**INSTRUCTIONS TO FOLLOW:**
Copy out each line that mentions the word "this".
>> Begin EXERCISE INPUT
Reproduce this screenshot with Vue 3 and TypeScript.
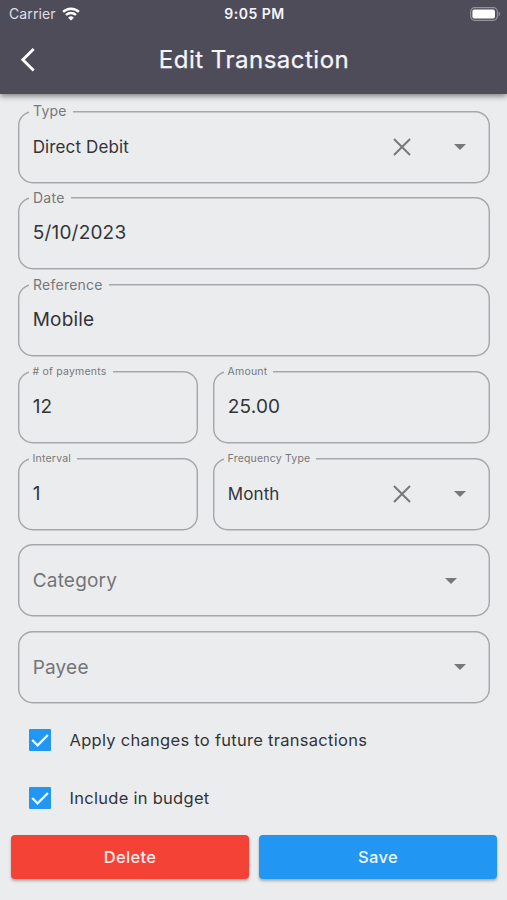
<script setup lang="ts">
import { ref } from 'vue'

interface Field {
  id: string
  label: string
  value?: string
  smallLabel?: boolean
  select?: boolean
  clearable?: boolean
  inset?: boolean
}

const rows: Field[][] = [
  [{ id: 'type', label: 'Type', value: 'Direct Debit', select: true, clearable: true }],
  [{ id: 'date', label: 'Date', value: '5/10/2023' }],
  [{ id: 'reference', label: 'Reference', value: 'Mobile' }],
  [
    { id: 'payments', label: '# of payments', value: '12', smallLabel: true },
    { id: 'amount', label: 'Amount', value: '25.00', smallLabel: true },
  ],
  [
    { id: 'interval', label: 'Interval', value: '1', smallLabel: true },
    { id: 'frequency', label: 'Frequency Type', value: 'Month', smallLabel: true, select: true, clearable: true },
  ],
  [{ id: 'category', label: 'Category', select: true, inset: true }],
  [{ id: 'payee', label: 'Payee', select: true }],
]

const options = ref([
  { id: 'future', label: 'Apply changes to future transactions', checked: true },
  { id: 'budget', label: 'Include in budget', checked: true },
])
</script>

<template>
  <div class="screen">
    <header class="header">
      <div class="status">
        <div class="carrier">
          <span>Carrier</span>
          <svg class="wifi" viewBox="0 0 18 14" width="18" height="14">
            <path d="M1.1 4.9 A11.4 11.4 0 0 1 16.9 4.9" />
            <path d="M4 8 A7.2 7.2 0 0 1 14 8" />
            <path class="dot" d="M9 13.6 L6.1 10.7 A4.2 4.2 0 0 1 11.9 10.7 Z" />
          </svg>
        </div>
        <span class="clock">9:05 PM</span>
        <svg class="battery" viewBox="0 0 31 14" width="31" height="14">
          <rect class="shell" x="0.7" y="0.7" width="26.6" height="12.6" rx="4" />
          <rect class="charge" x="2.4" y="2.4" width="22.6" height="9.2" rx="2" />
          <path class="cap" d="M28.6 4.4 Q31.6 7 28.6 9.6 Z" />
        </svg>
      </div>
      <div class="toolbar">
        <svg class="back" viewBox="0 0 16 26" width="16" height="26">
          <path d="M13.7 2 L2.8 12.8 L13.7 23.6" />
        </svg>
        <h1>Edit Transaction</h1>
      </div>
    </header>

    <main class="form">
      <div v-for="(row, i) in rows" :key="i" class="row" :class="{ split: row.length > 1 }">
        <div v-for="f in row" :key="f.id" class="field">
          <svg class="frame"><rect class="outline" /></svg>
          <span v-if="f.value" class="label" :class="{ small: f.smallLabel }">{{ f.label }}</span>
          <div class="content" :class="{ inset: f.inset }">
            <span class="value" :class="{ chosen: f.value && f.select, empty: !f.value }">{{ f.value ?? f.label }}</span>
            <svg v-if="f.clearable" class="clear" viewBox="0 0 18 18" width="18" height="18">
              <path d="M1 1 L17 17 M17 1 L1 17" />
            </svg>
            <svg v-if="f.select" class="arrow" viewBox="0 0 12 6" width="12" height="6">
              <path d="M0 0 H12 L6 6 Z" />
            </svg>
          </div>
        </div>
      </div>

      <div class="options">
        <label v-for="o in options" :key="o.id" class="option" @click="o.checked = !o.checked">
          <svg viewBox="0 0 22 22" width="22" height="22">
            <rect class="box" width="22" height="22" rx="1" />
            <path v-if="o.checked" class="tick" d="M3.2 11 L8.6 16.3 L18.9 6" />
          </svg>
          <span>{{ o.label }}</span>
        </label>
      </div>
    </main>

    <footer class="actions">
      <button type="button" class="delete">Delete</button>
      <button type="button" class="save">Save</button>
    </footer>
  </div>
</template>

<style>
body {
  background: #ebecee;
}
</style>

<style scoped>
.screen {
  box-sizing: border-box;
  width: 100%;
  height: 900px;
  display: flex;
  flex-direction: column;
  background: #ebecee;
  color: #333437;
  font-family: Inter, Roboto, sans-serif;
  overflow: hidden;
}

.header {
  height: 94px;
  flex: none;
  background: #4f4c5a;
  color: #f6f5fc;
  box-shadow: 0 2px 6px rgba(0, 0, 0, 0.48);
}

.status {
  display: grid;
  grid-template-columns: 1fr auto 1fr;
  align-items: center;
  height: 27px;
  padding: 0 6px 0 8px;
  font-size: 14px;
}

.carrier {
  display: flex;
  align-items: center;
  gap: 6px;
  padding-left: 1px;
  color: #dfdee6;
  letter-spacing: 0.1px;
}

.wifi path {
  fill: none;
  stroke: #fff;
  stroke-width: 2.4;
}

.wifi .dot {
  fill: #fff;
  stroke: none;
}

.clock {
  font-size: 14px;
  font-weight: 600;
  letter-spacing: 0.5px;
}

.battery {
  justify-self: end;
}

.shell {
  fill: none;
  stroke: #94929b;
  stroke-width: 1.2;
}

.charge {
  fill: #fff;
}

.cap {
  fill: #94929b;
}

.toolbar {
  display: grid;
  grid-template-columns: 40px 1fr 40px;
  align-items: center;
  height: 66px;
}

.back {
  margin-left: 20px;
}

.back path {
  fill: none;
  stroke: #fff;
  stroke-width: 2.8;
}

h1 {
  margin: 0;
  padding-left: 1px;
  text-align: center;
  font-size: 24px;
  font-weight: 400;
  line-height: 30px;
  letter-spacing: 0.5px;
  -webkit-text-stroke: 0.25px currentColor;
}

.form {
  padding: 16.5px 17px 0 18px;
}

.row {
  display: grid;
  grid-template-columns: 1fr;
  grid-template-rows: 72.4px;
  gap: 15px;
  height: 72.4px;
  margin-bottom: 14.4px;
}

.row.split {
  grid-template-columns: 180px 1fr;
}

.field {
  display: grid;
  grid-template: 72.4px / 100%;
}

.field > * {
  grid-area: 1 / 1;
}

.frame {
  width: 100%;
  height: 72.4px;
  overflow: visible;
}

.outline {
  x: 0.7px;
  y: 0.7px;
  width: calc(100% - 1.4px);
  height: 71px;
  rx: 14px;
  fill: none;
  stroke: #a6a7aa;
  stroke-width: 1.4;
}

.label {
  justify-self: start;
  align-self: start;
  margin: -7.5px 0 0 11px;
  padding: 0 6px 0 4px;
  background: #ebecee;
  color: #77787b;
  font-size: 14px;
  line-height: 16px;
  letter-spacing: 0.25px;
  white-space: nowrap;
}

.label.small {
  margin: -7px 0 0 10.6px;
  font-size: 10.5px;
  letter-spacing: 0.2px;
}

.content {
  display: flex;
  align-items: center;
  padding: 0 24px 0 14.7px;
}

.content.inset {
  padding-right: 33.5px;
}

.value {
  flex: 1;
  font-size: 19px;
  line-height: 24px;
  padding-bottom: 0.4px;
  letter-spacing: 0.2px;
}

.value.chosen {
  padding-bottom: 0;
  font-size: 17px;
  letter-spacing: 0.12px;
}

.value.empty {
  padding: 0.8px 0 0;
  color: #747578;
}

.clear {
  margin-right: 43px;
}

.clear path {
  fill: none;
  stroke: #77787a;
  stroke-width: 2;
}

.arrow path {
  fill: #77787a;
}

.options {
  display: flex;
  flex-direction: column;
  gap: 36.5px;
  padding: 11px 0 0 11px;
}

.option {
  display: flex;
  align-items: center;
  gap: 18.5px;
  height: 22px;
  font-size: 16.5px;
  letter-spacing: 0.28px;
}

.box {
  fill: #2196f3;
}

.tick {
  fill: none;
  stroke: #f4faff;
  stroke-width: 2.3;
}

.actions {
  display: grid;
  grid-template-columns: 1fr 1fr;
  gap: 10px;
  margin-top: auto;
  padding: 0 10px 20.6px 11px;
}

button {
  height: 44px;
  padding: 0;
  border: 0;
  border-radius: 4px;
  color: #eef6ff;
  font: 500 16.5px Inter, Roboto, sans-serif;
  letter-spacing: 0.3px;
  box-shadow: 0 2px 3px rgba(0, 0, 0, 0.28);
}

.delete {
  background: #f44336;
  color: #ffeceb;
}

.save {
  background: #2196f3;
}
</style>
>> End EXERCISE INPUT
>> Begin EXERCISE INPUT
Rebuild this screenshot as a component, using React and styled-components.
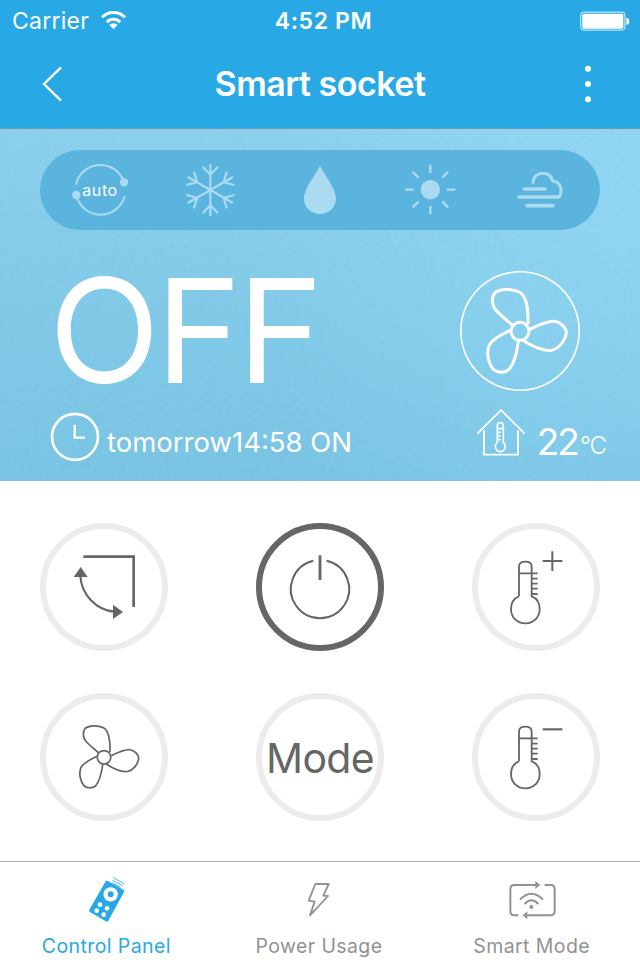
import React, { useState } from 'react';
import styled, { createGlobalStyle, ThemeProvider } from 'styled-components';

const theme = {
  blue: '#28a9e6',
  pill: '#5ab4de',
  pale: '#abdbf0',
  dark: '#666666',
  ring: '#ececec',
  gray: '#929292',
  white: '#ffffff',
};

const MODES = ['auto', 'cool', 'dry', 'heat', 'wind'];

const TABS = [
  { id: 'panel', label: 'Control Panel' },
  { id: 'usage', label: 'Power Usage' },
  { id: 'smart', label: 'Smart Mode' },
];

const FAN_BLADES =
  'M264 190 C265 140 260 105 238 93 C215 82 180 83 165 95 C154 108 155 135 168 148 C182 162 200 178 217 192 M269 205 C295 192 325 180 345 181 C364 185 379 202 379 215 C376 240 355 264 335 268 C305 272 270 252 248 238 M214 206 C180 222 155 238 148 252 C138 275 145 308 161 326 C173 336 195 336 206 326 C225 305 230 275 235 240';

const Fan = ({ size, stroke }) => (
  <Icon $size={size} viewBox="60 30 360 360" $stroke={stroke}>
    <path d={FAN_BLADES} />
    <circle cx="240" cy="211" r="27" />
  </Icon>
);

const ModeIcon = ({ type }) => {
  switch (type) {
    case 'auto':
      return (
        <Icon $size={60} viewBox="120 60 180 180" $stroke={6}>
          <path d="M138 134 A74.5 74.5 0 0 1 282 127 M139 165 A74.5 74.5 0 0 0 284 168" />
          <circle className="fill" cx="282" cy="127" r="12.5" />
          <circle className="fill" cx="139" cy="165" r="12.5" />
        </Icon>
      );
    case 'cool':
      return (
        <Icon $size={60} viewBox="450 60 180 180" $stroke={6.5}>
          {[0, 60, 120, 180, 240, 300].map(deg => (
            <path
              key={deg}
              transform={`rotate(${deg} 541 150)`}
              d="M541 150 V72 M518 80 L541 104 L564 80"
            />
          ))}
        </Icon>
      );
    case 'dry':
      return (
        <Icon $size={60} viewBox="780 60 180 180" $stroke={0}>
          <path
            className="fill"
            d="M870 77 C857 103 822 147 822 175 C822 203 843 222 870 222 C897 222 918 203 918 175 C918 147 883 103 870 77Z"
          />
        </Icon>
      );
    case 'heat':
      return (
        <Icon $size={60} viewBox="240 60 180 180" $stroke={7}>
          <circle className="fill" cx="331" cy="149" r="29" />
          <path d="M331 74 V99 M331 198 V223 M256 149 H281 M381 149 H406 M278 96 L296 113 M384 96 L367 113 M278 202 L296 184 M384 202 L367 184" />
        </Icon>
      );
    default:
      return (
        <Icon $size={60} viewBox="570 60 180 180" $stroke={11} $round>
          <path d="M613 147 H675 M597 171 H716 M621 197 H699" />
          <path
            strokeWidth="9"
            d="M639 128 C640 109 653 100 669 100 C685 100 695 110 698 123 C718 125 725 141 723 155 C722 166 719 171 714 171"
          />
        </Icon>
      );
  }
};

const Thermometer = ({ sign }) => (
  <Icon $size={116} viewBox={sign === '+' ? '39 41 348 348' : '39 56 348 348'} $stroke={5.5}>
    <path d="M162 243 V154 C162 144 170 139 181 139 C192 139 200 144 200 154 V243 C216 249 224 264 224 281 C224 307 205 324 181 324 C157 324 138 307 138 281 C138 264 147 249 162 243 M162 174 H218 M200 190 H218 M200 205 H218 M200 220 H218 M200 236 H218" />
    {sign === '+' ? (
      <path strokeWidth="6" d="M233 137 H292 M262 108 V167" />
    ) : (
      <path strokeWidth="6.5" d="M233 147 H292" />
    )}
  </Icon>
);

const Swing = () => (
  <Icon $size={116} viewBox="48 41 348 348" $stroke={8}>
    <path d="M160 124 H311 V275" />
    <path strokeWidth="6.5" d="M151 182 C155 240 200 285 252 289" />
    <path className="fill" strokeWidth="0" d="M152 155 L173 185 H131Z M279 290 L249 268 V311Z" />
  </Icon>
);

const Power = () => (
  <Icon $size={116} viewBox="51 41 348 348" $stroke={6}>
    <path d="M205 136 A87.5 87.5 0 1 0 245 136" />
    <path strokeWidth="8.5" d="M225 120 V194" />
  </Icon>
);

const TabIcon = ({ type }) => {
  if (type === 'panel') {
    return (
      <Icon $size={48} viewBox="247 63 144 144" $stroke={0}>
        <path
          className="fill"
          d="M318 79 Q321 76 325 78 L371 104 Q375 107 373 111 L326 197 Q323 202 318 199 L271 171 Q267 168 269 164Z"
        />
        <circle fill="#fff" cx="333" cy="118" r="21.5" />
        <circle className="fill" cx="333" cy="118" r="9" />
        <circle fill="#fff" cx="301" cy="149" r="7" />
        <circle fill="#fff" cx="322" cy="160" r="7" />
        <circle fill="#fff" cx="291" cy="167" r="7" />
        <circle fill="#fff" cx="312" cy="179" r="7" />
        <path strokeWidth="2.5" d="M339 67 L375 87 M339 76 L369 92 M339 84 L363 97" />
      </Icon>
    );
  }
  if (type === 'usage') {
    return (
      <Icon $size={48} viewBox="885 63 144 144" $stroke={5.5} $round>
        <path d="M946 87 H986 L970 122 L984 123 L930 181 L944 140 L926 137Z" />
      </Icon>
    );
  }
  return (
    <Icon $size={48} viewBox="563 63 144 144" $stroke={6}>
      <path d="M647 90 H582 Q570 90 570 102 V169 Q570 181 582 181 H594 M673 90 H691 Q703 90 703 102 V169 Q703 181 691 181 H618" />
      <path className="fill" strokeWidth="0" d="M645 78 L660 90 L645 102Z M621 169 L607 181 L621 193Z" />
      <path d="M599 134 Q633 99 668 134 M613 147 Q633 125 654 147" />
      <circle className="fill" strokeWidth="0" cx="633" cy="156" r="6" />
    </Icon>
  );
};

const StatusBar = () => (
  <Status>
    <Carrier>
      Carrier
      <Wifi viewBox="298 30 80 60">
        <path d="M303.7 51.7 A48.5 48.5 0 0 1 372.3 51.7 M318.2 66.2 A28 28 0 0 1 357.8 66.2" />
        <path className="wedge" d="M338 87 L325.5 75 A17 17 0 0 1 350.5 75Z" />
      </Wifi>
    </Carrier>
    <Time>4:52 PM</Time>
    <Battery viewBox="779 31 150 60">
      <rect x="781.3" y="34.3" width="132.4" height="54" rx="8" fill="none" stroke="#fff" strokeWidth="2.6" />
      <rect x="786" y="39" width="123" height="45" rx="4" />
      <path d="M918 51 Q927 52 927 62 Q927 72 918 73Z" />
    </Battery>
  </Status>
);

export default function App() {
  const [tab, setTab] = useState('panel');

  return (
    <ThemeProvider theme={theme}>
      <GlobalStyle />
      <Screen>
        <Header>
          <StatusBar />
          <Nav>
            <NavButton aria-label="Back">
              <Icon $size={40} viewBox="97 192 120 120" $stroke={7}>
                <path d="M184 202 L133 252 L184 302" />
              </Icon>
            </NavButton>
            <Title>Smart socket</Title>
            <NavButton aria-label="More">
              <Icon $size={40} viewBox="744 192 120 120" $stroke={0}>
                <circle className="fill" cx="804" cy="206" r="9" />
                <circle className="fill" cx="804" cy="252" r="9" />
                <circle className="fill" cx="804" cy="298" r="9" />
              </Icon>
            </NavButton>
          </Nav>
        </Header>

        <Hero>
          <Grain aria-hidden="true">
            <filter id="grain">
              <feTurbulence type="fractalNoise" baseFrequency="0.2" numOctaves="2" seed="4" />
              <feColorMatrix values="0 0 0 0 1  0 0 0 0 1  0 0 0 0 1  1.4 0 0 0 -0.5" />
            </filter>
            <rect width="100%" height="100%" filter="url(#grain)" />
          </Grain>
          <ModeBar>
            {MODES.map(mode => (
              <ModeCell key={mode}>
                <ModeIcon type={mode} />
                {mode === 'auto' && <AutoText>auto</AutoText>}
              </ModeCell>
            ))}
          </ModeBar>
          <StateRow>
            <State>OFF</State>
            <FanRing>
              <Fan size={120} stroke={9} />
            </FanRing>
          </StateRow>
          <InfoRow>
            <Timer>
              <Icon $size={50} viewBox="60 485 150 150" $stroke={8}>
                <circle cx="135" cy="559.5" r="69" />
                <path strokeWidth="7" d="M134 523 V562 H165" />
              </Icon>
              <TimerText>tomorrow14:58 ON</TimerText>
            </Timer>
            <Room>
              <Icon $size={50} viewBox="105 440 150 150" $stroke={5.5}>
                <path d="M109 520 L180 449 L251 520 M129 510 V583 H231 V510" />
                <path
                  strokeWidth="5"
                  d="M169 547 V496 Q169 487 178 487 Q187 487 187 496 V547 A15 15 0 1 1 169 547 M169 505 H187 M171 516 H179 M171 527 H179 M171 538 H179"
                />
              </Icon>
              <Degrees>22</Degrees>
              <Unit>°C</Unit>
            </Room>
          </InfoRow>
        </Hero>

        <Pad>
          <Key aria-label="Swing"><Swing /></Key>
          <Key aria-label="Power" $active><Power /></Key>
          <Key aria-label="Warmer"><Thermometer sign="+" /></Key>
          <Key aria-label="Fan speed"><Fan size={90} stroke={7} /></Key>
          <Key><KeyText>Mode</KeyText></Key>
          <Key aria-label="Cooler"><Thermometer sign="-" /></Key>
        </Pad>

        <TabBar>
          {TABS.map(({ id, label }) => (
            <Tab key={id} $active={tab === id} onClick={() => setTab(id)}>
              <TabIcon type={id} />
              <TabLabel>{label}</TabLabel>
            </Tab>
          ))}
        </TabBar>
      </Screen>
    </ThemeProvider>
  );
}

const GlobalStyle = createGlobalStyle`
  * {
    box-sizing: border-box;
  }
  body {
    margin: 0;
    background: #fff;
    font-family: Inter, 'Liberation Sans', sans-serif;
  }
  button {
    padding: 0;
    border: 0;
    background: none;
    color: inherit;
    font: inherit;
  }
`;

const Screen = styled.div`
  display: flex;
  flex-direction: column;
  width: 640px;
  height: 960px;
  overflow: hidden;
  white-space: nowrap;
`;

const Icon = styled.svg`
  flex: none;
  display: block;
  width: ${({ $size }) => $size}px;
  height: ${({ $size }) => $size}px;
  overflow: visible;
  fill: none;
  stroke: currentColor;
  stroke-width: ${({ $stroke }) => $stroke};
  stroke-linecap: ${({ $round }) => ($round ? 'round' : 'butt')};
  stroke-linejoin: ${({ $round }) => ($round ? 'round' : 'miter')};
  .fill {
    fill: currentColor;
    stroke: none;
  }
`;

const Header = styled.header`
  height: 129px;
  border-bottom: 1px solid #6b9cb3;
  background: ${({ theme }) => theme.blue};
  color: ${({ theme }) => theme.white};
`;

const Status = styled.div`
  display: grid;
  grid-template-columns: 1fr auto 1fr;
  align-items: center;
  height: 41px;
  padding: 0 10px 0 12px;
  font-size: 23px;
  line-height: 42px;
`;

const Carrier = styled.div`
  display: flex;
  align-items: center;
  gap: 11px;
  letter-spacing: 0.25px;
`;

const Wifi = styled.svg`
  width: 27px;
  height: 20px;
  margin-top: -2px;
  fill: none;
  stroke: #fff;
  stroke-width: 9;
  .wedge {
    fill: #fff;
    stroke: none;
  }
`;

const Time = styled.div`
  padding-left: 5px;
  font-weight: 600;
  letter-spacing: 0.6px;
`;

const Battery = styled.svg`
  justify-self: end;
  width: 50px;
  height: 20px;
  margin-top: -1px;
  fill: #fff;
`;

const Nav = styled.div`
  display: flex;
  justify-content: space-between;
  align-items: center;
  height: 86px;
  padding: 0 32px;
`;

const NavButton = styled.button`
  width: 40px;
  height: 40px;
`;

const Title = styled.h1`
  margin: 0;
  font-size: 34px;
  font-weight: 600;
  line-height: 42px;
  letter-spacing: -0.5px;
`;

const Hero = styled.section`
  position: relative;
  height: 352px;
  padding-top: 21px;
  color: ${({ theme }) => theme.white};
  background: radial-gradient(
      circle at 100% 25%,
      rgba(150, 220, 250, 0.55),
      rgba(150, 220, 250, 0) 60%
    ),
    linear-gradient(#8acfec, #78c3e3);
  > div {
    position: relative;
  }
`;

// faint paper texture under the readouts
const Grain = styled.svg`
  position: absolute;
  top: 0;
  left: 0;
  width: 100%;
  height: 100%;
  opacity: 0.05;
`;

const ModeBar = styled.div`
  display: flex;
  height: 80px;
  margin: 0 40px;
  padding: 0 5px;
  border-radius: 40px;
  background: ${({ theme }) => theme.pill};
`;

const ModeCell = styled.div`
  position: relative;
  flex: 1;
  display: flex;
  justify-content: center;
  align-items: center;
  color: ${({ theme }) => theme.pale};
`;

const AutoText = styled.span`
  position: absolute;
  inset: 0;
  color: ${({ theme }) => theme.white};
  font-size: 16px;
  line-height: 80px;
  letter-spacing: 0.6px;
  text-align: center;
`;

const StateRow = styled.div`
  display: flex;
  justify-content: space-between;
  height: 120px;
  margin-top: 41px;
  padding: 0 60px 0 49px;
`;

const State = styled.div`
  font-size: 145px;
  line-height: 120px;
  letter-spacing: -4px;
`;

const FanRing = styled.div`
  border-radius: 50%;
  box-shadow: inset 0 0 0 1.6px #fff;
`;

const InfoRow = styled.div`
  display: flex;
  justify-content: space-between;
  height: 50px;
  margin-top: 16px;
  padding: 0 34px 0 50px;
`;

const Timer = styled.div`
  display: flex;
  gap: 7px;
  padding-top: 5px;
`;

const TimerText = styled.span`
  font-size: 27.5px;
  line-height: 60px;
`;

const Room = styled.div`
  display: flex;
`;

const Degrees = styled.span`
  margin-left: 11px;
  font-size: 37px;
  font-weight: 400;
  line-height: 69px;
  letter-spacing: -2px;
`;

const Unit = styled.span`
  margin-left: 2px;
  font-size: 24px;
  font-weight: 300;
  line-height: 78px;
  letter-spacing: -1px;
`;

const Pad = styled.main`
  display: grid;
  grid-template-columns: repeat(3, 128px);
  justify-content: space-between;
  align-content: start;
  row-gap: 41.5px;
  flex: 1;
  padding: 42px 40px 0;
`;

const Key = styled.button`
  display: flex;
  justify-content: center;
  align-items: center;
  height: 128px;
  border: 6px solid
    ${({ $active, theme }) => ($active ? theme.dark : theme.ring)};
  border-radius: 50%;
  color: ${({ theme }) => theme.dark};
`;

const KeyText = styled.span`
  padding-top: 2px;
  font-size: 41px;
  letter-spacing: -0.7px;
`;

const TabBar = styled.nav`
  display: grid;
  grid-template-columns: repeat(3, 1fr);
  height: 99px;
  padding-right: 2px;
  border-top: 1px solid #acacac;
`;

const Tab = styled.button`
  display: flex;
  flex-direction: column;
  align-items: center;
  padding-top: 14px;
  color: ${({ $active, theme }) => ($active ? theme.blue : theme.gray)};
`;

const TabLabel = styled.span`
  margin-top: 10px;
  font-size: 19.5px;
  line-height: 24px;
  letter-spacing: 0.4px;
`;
>> End EXERCISE INPUT
**REPLY TO THE TASK:**
Reproduce this screenshot with Vue 3 and TypeScript.
Rebuild this screenshot as a component, using React and styled-components.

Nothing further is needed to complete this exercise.